▸ REQUIREMENTS:
Nothing but the lines from the one containing "Write the React, TypeScript" down to the one containing "import React from", both included, should be echoed, and each exactly as it stands.

▸ MATERIAL FOR THIS TASK:
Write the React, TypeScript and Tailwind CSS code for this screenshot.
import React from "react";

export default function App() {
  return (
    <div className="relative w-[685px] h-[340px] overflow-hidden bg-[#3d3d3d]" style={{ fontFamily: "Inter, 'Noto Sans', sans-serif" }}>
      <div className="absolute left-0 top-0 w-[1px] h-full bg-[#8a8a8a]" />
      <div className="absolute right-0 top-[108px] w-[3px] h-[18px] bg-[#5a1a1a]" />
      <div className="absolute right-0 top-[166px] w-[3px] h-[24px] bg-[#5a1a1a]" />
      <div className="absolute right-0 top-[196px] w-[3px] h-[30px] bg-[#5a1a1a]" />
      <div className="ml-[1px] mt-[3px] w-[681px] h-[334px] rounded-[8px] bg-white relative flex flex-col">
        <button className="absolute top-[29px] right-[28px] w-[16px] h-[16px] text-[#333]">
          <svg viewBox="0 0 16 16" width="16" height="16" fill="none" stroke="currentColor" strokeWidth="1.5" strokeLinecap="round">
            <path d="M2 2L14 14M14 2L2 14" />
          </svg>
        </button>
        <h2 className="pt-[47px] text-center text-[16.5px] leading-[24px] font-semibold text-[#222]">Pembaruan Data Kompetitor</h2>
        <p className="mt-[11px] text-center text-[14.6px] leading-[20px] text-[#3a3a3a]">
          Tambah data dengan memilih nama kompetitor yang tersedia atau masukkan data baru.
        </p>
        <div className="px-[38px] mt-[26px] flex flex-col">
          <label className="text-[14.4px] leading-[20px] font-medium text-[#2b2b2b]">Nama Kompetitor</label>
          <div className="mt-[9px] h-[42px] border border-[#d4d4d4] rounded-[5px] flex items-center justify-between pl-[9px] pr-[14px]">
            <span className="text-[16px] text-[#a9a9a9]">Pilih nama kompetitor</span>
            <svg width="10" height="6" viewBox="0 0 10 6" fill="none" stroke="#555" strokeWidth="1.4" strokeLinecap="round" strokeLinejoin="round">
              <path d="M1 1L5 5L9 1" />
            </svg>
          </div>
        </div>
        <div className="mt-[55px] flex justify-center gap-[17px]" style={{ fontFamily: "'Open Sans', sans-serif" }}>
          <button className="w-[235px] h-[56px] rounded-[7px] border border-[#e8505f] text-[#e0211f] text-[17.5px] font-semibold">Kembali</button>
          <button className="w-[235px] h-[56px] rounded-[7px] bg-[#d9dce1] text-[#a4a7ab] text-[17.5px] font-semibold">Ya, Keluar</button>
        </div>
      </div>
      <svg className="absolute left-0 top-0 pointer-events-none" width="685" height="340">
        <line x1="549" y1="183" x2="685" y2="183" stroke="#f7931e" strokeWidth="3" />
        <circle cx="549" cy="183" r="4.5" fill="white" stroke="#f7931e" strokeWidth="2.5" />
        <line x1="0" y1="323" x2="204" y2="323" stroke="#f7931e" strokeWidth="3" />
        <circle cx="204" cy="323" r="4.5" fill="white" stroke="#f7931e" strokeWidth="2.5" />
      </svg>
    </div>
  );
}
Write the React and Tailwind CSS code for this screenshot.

--

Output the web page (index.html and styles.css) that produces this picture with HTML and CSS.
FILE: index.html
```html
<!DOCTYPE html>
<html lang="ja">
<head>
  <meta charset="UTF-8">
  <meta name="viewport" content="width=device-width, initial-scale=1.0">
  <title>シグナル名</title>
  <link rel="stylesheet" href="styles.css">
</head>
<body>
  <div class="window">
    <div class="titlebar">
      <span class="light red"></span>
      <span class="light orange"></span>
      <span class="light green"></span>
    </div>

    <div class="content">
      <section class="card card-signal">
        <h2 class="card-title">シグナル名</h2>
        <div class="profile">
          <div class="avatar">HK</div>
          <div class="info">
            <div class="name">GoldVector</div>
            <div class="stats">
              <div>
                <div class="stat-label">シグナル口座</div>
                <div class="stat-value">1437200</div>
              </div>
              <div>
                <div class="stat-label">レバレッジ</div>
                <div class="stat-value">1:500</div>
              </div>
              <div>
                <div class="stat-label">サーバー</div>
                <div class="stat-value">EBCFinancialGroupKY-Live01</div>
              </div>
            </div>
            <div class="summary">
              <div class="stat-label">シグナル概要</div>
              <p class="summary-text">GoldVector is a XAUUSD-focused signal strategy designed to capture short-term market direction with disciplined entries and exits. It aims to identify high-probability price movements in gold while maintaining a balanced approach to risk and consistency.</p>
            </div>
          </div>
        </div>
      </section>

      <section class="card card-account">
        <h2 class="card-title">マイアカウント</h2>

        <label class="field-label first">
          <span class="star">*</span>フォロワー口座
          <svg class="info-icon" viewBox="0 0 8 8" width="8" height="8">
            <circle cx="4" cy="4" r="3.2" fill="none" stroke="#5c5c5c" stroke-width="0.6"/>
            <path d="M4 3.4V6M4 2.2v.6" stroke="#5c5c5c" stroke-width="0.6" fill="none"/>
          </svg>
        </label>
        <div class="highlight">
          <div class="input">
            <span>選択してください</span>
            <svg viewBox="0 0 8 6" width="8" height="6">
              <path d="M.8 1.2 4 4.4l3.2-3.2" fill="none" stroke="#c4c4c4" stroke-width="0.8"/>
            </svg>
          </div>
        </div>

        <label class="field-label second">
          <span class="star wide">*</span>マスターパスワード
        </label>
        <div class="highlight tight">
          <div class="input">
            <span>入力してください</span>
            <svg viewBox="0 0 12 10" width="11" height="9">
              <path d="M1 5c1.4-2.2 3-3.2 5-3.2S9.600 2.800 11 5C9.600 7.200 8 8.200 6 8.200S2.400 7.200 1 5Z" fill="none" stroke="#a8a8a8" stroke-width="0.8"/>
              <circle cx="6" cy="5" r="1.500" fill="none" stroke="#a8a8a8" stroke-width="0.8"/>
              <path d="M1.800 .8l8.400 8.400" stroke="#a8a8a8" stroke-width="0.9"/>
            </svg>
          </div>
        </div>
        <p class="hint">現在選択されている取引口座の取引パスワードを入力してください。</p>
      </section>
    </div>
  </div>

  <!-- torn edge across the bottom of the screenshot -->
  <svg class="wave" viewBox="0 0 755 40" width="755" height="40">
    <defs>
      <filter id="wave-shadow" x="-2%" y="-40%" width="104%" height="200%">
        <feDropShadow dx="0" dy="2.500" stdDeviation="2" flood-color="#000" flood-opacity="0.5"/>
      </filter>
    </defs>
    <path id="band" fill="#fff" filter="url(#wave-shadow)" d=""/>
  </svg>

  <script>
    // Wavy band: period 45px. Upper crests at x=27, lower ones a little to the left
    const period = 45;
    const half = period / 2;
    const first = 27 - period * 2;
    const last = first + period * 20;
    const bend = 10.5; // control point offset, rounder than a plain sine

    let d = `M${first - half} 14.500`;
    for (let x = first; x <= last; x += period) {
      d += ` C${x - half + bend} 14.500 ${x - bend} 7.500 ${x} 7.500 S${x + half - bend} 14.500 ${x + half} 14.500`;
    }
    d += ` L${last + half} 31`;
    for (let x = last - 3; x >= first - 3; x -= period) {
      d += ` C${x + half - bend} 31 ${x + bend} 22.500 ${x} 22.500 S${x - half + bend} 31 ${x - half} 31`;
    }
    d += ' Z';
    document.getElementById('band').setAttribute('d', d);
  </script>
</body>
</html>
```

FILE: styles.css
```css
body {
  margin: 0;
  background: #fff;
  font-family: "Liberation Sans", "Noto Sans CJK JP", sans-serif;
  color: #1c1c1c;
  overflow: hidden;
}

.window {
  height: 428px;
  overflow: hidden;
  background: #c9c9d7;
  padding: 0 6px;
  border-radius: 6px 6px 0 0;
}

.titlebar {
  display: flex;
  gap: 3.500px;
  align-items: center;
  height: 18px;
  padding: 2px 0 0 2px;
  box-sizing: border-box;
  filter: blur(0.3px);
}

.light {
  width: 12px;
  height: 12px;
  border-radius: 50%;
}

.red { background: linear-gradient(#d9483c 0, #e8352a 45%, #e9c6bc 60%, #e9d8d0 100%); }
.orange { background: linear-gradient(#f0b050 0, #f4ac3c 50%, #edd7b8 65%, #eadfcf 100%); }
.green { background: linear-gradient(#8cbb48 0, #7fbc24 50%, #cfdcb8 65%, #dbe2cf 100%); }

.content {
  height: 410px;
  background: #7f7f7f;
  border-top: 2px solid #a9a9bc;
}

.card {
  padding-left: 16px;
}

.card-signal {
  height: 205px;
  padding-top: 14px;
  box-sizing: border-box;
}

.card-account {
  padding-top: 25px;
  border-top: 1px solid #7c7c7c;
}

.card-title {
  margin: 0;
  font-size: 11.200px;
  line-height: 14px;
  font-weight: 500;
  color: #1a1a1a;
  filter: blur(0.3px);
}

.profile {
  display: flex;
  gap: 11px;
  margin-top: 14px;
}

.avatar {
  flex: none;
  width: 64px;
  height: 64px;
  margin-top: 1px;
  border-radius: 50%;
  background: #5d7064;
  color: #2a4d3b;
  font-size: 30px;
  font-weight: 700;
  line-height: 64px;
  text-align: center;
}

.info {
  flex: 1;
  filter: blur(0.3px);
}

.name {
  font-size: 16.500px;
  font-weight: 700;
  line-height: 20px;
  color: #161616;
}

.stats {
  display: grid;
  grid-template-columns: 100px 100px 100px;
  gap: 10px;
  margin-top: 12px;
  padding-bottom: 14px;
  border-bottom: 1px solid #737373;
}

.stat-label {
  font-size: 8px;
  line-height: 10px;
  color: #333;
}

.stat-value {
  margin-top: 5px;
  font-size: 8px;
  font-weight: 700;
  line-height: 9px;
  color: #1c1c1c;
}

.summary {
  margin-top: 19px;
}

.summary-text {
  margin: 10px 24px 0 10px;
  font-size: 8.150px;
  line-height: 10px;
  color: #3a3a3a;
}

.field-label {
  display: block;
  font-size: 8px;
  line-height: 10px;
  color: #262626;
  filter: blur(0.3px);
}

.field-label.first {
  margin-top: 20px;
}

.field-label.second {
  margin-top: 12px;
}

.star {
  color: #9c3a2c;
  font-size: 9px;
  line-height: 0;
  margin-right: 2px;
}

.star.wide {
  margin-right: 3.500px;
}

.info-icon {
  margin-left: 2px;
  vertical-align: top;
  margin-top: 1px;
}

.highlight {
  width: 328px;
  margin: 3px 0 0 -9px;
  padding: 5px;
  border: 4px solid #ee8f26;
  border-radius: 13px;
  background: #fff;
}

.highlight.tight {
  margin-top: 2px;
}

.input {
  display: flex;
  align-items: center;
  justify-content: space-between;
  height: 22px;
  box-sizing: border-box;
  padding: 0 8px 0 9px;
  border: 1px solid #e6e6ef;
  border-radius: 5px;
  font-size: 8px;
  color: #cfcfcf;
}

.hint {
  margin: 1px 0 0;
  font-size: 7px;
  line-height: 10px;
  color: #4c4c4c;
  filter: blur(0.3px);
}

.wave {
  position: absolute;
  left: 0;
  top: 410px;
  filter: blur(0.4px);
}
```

▸ TASK OUTPUT:
Write the React, TypeScript and Tailwind CSS code for this screenshot.
import React from "react";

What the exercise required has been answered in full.